The problem
Write out each line of the listing as it stands, without the images.

Source excerpt
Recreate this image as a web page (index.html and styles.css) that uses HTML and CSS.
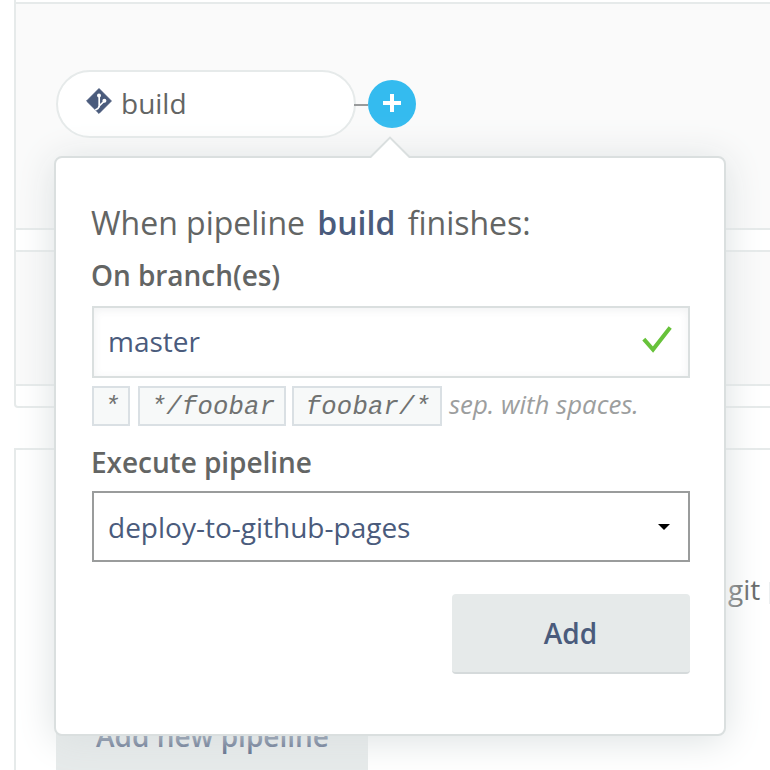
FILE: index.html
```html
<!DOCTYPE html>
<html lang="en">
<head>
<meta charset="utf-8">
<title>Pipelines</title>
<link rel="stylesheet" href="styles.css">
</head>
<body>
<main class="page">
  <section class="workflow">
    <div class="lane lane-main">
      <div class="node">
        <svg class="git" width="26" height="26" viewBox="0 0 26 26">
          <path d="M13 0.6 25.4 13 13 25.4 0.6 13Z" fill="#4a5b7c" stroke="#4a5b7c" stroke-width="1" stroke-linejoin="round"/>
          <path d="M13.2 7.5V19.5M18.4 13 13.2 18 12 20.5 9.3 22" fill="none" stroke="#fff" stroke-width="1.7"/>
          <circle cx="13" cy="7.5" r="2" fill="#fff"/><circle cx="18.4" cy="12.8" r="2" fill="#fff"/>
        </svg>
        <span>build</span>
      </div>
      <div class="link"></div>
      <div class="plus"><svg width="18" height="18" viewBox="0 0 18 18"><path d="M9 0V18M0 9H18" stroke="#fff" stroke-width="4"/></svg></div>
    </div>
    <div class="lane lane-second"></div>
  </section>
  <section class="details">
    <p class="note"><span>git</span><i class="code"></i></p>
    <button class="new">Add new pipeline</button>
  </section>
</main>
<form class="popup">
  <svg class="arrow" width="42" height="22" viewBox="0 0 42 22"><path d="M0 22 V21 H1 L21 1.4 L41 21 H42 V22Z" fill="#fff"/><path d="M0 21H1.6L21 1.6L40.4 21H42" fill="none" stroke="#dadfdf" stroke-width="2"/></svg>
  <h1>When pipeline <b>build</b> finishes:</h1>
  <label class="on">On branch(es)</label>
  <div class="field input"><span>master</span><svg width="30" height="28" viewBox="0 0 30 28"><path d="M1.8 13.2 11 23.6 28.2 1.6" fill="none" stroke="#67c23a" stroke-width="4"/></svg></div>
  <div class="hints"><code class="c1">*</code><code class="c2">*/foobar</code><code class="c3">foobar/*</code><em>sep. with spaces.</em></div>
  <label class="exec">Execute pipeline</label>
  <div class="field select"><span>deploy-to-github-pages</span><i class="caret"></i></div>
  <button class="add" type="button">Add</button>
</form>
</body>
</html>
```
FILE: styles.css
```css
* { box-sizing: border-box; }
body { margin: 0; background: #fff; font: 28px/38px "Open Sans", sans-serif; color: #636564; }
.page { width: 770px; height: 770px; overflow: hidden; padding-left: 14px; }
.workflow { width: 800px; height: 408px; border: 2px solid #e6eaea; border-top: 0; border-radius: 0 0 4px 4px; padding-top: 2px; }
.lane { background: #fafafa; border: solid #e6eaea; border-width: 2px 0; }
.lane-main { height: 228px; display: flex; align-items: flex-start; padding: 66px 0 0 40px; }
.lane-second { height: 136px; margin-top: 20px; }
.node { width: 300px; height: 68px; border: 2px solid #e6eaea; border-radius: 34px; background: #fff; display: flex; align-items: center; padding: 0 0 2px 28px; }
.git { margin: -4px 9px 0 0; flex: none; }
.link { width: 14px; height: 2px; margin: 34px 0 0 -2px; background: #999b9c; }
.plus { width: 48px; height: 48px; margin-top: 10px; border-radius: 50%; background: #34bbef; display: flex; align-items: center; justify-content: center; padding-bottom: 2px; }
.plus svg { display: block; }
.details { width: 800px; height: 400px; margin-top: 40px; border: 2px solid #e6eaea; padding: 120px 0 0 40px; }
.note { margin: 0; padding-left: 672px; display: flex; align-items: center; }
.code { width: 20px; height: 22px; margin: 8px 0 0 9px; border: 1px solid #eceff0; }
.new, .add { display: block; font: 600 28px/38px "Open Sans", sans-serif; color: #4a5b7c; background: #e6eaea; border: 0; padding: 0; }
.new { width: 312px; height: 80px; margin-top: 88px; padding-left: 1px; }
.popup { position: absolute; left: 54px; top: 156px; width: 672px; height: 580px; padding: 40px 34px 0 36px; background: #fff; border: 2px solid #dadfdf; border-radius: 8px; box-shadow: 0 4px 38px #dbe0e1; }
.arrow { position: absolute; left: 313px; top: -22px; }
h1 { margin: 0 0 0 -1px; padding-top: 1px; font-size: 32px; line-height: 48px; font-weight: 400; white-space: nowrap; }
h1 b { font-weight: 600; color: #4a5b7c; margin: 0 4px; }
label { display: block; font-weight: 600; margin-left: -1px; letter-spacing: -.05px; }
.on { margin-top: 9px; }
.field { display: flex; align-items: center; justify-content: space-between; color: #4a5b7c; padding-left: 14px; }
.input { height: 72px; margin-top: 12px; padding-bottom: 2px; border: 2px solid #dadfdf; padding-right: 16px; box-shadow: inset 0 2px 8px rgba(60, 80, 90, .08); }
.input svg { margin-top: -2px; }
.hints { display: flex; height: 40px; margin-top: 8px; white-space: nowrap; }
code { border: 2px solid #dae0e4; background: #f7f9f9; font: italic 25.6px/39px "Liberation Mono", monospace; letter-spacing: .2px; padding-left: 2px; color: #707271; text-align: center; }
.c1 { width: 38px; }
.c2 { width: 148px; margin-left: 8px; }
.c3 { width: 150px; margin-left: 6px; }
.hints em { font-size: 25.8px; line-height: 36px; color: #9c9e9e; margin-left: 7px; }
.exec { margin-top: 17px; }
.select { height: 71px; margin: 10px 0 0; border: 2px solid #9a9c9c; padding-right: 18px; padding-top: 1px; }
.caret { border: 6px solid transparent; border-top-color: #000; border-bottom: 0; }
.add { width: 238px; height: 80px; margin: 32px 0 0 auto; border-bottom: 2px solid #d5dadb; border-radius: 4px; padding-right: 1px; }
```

Reply
Recreate this image as a web page (index.html and styles.css) that uses HTML and CSS.
FILE: index.html
```html
<!DOCTYPE html>
<html lang="en">
<head>
<meta charset="utf-8">
<title>Pipelines</title>
<link rel="stylesheet" href="styles.css">
</head>
<body>
<main class="page">
  <section class="workflow">
    <div class="lane lane-main">
      <div class="node">
        <svg class="git" width="26" height="26" viewBox="0 0 26 26">
          <path d="M13 0.6 25.4 13 13 25.4 0.6 13Z" fill="#4a5b7c" stroke="#4a5b7c" stroke-width="1" stroke-linejoin="round"/>
          <path d="M13.2 7.5V19.5M18.4 13 13.2 18 12 20.5 9.3 22" fill="none" stroke="#fff" stroke-width="1.7"/>
          <circle cx="13" cy="7.5" r="2" fill="#fff"/><circle cx="18.4" cy="12.8" r="2" fill="#fff"/>
        </svg>
        <span>build</span>
      </div>
      <div class="link"></div>
      <div class="plus"><svg width="18" height="18" viewBox="0 0 18 18"><path d="M9 0V18M0 9H18" stroke="#fff" stroke-width="4"/></svg></div>
    </div>
    <div class="lane lane-second"></div>
  </section>
  <section class="details">
    <p class="note"><span>git</span><i class="code"></i></p>
    <button class="new">Add new pipeline</button>
  </section>
</main>
<form class="popup">
  <svg class="arrow" width="42" height="22" viewBox="0 0 42 22"><path d="M0 22 V21 H1 L21 1.4 L41 21 H42 V22Z" fill="#fff"/><path d="M0 21H1.6L21 1.6L40.4 21H42" fill="none" stroke="#dadfdf" stroke-width="2"/></svg>
  <h1>When pipeline <b>build</b> finishes:</h1>
  <label class="on">On branch(es)</label>
  <div class="field input"><span>master</span><svg width="30" height="28" viewBox="0 0 30 28"><path d="M1.8 13.2 11 23.6 28.2 1.6" fill="none" stroke="#67c23a" stroke-width="4"/></svg></div>
  <div class="hints"><code class="c1">*</code><code class="c2">*/foobar</code><code class="c3">foobar/*</code><em>sep. with spaces.</em></div>
  <label class="exec">Execute pipeline</label>
  <div class="field select"><span>deploy-to-github-pages</span><i class="caret"></i></div>
  <button class="add" type="button">Add</button>
</form>
</body>
</html>
```
FILE: styles.css
```css
* { box-sizing: border-box; }
body { margin: 0; background: #fff; font: 28px/38px "Open Sans", sans-serif; color: #636564; }
.page { width: 770px; height: 770px; overflow: hidden; padding-left: 14px; }
.workflow { width: 800px; height: 408px; border: 2px solid #e6eaea; border-top: 0; border-radius: 0 0 4px 4px; padding-top: 2px; }
.lane { background: #fafafa; border: solid #e6eaea; border-width: 2px 0; }
.lane-main { height: 228px; display: flex; align-items: flex-start; padding: 66px 0 0 40px; }
.lane-second { height: 136px; margin-top: 20px; }
.node { width: 300px; height: 68px; border: 2px solid #e6eaea; border-radius: 34px; background: #fff; display: flex; align-items: center; padding: 0 0 2px 28px; }
.git { margin: -4px 9px 0 0; flex: none; }
.link { width: 14px; height: 2px; margin: 34px 0 0 -2px; background: #999b9c; }
.plus { width: 48px; height: 48px; margin-top: 10px; border-radius: 50%; background: #34bbef; display: flex; align-items: center; justify-content: center; padding-bottom: 2px; }
.plus svg { display: block; }
.details { width: 800px; height: 400px; margin-top: 40px; border: 2px solid #e6eaea; padding: 120px 0 0 40px; }
.note { margin: 0; padding-left: 672px; display: flex; align-items: center; }
.code { width: 20px; height: 22px; margin: 8px 0 0 9px; border: 1px solid #eceff0; }
.new, .add { display: block; font: 600 28px/38px "Open Sans", sans-serif; color: #4a5b7c; background: #e6eaea; border: 0; padding: 0; }
.new { width: 312px; height: 80px; margin-top: 88px; padding-left: 1px; }
.popup { position: absolute; left: 54px; top: 156px; width: 672px; height: 580px; padding: 40px 34px 0 36px; background: #fff; border: 2px solid #dadfdf; border-radius: 8px; box-shadow: 0 4px 38px #dbe0e1; }
.arrow { position: absolute; left: 313px; top: -22px; }
h1 { margin: 0 0 0 -1px; padding-top: 1px; font-size: 32px; line-height: 48px; font-weight: 400; white-space: nowrap; }
h1 b { font-weight: 600; color: #4a5b7c; margin: 0 4px; }
label { display: block; font-weight: 600; margin-left: -1px; letter-spacing: -.05px; }
.on { margin-top: 9px; }
.field { display: flex; align-items: center; justify-content: space-between; color: #4a5b7c; padding-left: 14px; }
.input { height: 72px; margin-top: 12px; padding-bottom: 2px; border: 2px solid #dadfdf; padding-right: 16px; box-shadow: inset 0 2px 8px rgba(60, 80, 90, .08); }
.input svg { margin-top: -2px; }
.hints { display: flex; height: 40px; margin-top: 8px; white-space: nowrap; }
code { border: 2px solid #dae0e4; background: #f7f9f9; font: italic 25.6px/39px "Liberation Mono", monospace; letter-spacing: .2px; padding-left: 2px; color: #707271; text-align: center; }
.c1 { width: 38px; }
.c2 { width: 148px; margin-left: 8px; }
.c3 { width: 150px; margin-left: 6px; }
.hints em { font-size: 25.8px; line-height: 36px; color: #9c9e9e; margin-left: 7px; }
.exec { margin-top: 17px; }
.select { height: 71px; margin: 10px 0 0; border: 2px solid #9a9c9c; padding-right: 18px; padding-top: 1px; }
.caret { border: 6px solid transparent; border-top-color: #000; border-bottom: 0; }
.add { width: 238px; height: 80px; margin: 32px 0 0 auto; border-bottom: 2px solid #d5dadb; border-radius: 4px; padding-right: 1px; }
```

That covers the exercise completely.